Rows from a dataset of pages and code:
* * * * * * * * *

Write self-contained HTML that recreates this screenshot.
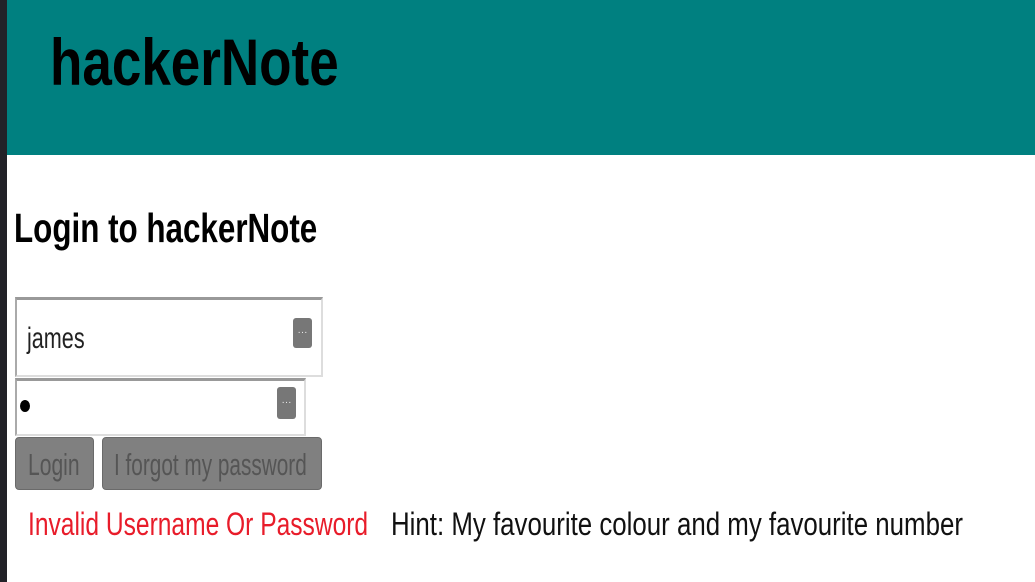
<!DOCTYPE html>
<html><head><style>
body{margin:0;width:1035px;height:582px;overflow:hidden;background:#fff;font-family:"Liberation Sans",sans-serif;position:relative}
.strip{position:absolute;left:0;top:0;width:7px;height:582px;background:#222228}
.hdr{position:absolute;left:7px;top:0;width:1028px;height:155px;background:#008080}
.t{position:absolute;white-space:nowrap;transform-origin:0 0}
.in{position:absolute;background:#fff;border:2px solid #ddd;border-top:3px solid #999;border-left:2px solid #aaa;box-sizing:border-box}
.ic{position:absolute;background:#777;border-radius:3px;color:#eee;font-size:10px;text-align:center}
.btn{position:absolute;background:#808080;border-radius:4px;color:#555;border:1px solid #6a6a6a;box-sizing:border-box}
</style></head><body>
<div class="strip"></div>
<div class="hdr"></div>
<div class="t" style="left:50px;top:24px;font-size:66px;font-weight:bold;color:#000;transform:scaleX(0.803)">hackerNote</div>
<div class="t" style="left:14px;top:205px;font-size:41px;font-weight:bold;transform:scaleX(0.765)">Login to hackerNote</div>
<div class="in" style="left:15px;top:297px;width:308px;height:80px"></div>
<div class="t" style="left:27px;top:322px;font-size:30px;color:#222;transform:scaleX(0.72)">james</div>
<div class="ic" style="left:293px;top:318px;width:19px;height:30px;line-height:30px">···</div>
<div class="in" style="left:15px;top:378px;width:291px;height:58px"></div>
<div style="position:absolute;left:20px;top:400px;width:10px;height:12px;border-radius:50%;background:#000"></div>
<div class="ic" style="left:277px;top:387px;width:19px;height:32px;line-height:32px">···</div>
<div class="btn" style="left:15px;top:437px;width:79px;height:53px"></div>
<div class="t" style="left:28px;top:447px;font-size:31px;color:#555;transform:scaleX(0.68)">Login</div>
<div class="btn" style="left:102px;top:437px;width:220px;height:53px"></div>
<div class="t" style="left:114px;top:447px;font-size:31px;color:#555;transform:scaleX(0.67)">I forgot my password</div>
<div class="t" style="left:28px;top:506px;font-size:32px;color:#e81c2a;transform:scaleX(0.768)">Invalid Username Or Password</div>
<div class="t" style="left:391px;top:506px;font-size:32px;color:#111;transform:scaleX(0.808)">Hint: My favourite colour and my favourite number</div>
</body></html>
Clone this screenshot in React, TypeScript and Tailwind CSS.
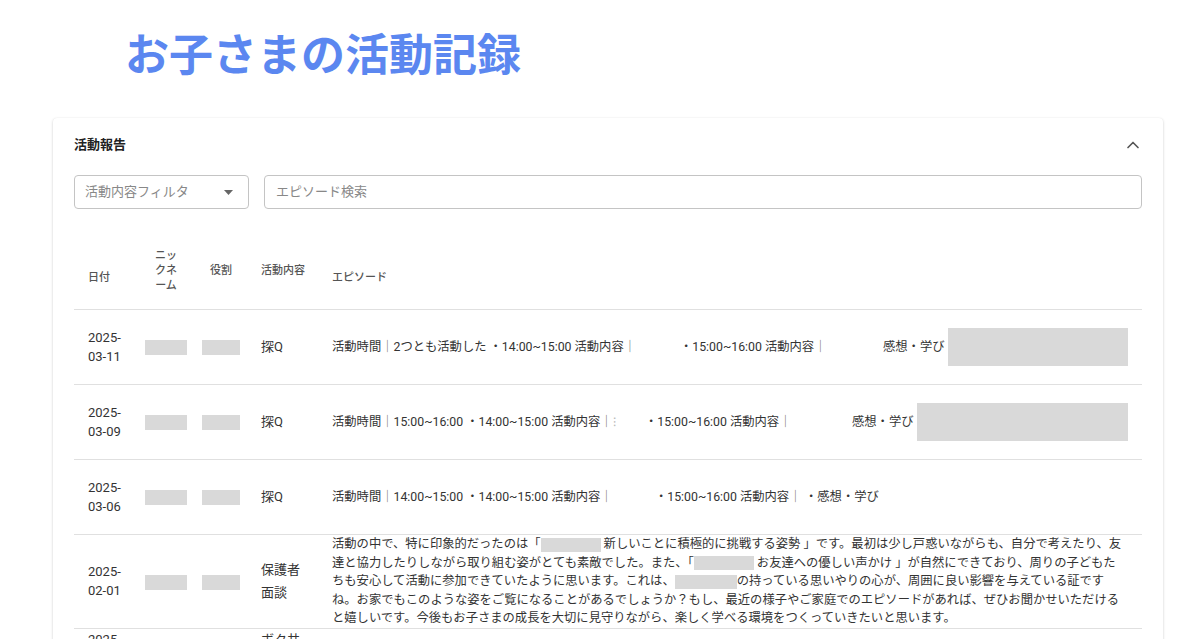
import { ChevronUp } from 'lucide-react';

const FONT = "font-['Roboto','Noto_Sans_CJK_JP',sans-serif]";

function Blank({ w, h = 'h-[15px]' }: { w: string; h?: string }) {
  return <span className={`inline-block align-middle bg-[#d9d9d9] ${w} ${h}`} />;
}

function Bar() {
  return <span className="text-[#666]">｜</span>;
}

function DateCell({ date }: { date: string }) {
  const [y, ...rest] = date.split('-');
  return (
    <td className="pl-[14px] pr-[14px] py-[18px] align-middle text-[13px] leading-[19px] text-[#333]">
      {y}-
      <br />
      {rest.join('-')}
    </td>
  );
}

function NameCells() {
  return (
    <>
      <td className="px-0 py-[18px] align-middle text-center">
        <span className="inline-block w-[42px] h-[15px] bg-[#d9d9d9] align-middle" />
      </td>
      <td className="px-0 py-[18px] align-middle text-center">
        <span className="inline-block w-[38px] h-[15px] bg-[#d9d9d9] align-middle" />
      </td>
    </>
  );
}

export default function App() {
  return (
    <div className={`${FONT} h-[639px] overflow-hidden bg-white px-[53px]`}>
      {/* Title */}
      <h1 className="ml-[72px] pt-[28px] text-[44px] leading-[56px] font-bold text-[#5b87f0]">
        お子さまの活動記録
      </h1>

      {/* Report card */}
      <div className="mt-[34px] w-[1110px] bg-white rounded-[4px] shadow-[0_1px_3px_rgba(0,0,0,0.18),0_0_1px_rgba(0,0,0,0.08)] px-[21px] pt-[17px] pb-6">
        <div className="flex items-center justify-between h-[20px]">
          <span className="text-[13px] font-bold text-[#222]">活動報告</span>
          <ChevronUp size={20} strokeWidth={2} className="text-[#555] mr-[-1px]" />
        </div>

        {/* Filters */}
        <div className="mt-[20px] flex gap-[15px]">
          <div className="w-[175px] h-[34px] shrink-0 flex items-center justify-between border border-[#c4c4c4] rounded-[4px] pl-[10px] pr-[15px]">
            <span className="text-[13px] text-[#888]">活動内容フィルタ</span>
            <svg width="9" height="5" viewBox="0 0 9 5">
              <path d="M0 0 L9 0 L4.5 5 Z" fill="#666" />
            </svg>
          </div>
          <div className="flex-1 h-[34px] flex items-center border border-[#c4c4c4] rounded-[4px] pl-[11px]">
            <span className="text-[13px] text-[#888]">エピソード検索</span>
          </div>
        </div>

        {/* Table */}
        <table className="mt-[23px] w-full table-fixed border-collapse">
          <colgroup>
            <col className="w-[64px]" />
            <col className="w-[56px]" />
            <col className="w-[54px]" />
            <col className="w-[70px]" />
            <col />
          </colgroup>
          <thead>
            <tr className="border-b border-[#e0e0e0] text-[11px] leading-[15px] text-[#555]">
              <th className="pl-[14px] pr-[14px] pt-[30px] pb-[16px] text-left align-middle font-medium">日付</th>
              <th className="px-[14px] py-[16px] text-center align-middle font-medium">ニックネーム</th>
              <th className="px-[14px] py-[16px] text-center align-middle font-medium">役割</th>
              <th className="pl-[13px] pr-[12px] py-[16px] text-left align-middle font-medium">活動内容</th>
              <th className="pl-[14px] pr-[14px] pt-[30px] pb-[16px] text-left align-middle font-medium">エピソード</th>
            </tr>
          </thead>
          <tbody className="text-[#333]">
            <tr className="border-b border-[#e0e0e0]">
              <DateCell date="2025-03-11" />
              <NameCells />
              <td className="pl-[13px] pr-[12px] align-middle text-[13px]">探Q</td>
              <td className="pl-[14px] pr-[14px] align-middle text-[12.3px]">
                <div className="flex items-center whitespace-nowrap">
                  <span className="w-[348px] shrink-0">活動時間<Bar />2つとも活動した ・14:00~15:00 活動内容<Bar /></span>
                  <span className="w-[203px] shrink-0">・15:00~16:00 活動内容<Bar /></span>
                  <span className="w-[65px] shrink-0">感想・学び</span>
                  <span className="w-[180px] h-[38px] shrink-0 bg-[#d9d9d9]" />
                </div>
              </td>
            </tr>
            <tr className="border-b border-[#e0e0e0]">
              <DateCell date="2025-03-09" />
              <NameCells />
              <td className="pl-[13px] pr-[12px] align-middle text-[13px]">探Q</td>
              <td className="pl-[14px] pr-[14px] align-middle text-[12.3px]">
                <div className="flex items-center whitespace-nowrap">
                  <span className="w-[313px] shrink-0">
                    活動時間<Bar />15:00~16:00 ・14:00~15:00 活動内容<Bar /><span className="text-[#bbb]">⁝</span>
                  </span>
                  <span className="w-[207px] shrink-0">・15:00~16:00 活動内容<Bar /></span>
                  <span className="w-[65px] shrink-0">感想・学び</span>
                  <span className="w-[211px] h-[38px] shrink-0 bg-[#d9d9d9]" />
                </div>
              </td>
            </tr>
            <tr className="border-b border-[#e0e0e0]">
              <DateCell date="2025-03-06" />
              <NameCells />
              <td className="pl-[13px] pr-[12px] align-middle text-[13px]">探Q</td>
              <td className="pl-[14px] pr-[14px] align-middle text-[12.3px]">
                <div className="flex items-center whitespace-nowrap h-[38px]">
                  <span className="w-[323px] shrink-0">活動時間<Bar />14:00~15:00 ・14:00~15:00 活動内容<Bar /></span>
                  <span className="w-[150px] shrink-0">・15:00~16:00 活動内容<Bar /></span>
                  <span className="shrink-0">・感想・学び</span>
                </div>
              </td>
            </tr>
            <tr className="border-b border-[#e0e0e0]">
              <DateCell date="2025-02-01" />
              <NameCells />
              <td className="pl-[13px] pr-[12px] align-middle text-[13px] leading-[23px]">保護者面談</td>
              <td className="pl-[14px] pr-[14px] py-0 align-middle text-[12.3px] leading-[18.6px] whitespace-nowrap">
                <div>
                  活動の中で、特に印象的だったのは「<Blank w="w-[60px]" h="h-[14px]" /> 新しいことに積極的に挑戦する姿勢 」です。最初は少し戸惑いながらも、自分で考えたり、友
                </div>
                <div>
                  達と協力したりしながら取り組む姿がとても素敵でした。また、「<Blank w="w-[60px]" h="h-[14px]" /> お友達への優しい声かけ 」が自然にできており、周りの子どもた
                </div>
                <div>
                  ちも安心して活動に参加できていたように思います。これは、<Blank w="w-[62px]" h="h-[14px]" />の持っている思いやりの心が、周囲に良い影響を与えている証です
                </div>
                <div>ね。お家でもこのような姿をご覧になることがあるでしょうか？もし、最近の様子やご家庭でのエピソードがあれば、ぜひお聞かせいただける</div>
                <div>と嬉しいです。今後もお子さまの成長を大切に見守りながら、楽しく学べる環境をつくっていきたいと思います。</div>
              </td>
            </tr>
            <tr>
              <td className="pl-[14px] pr-[14px] pt-[1px] align-top text-[13px] leading-[19px]">
                2025-
                <br />
                01-25
              </td>
              <td />
              <td />
              <td className="pl-[13px] pr-[12px] pt-[1px] align-top text-[13px] leading-[19px]">ボク共創</td>
              <td />
            </tr>
          </tbody>
        </table>
      </div>
    </div>
  );
}
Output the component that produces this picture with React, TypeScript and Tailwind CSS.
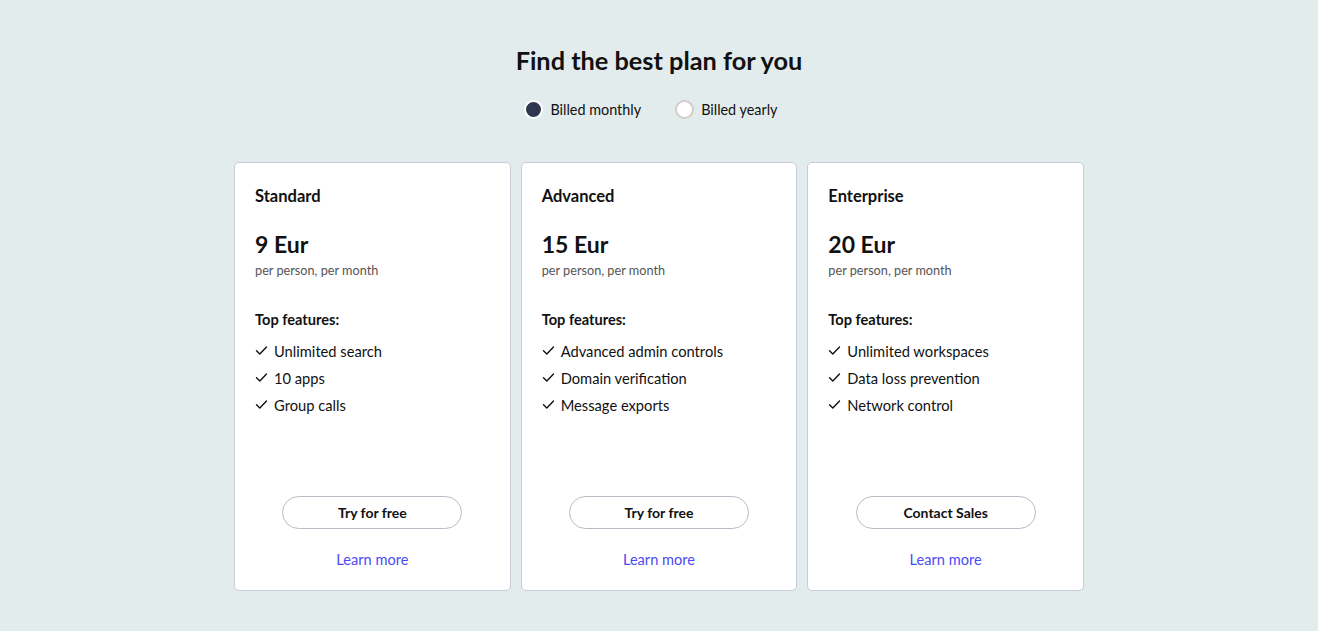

* * * * * * * * *

[Task brief]
Find the lines above that contain the word "TypeScript" and collect them.

[Answer to this problem]
Clone this screenshot in React, TypeScript and Tailwind CSS.
Output the component that produces this picture with React, TypeScript and Tailwind CSS.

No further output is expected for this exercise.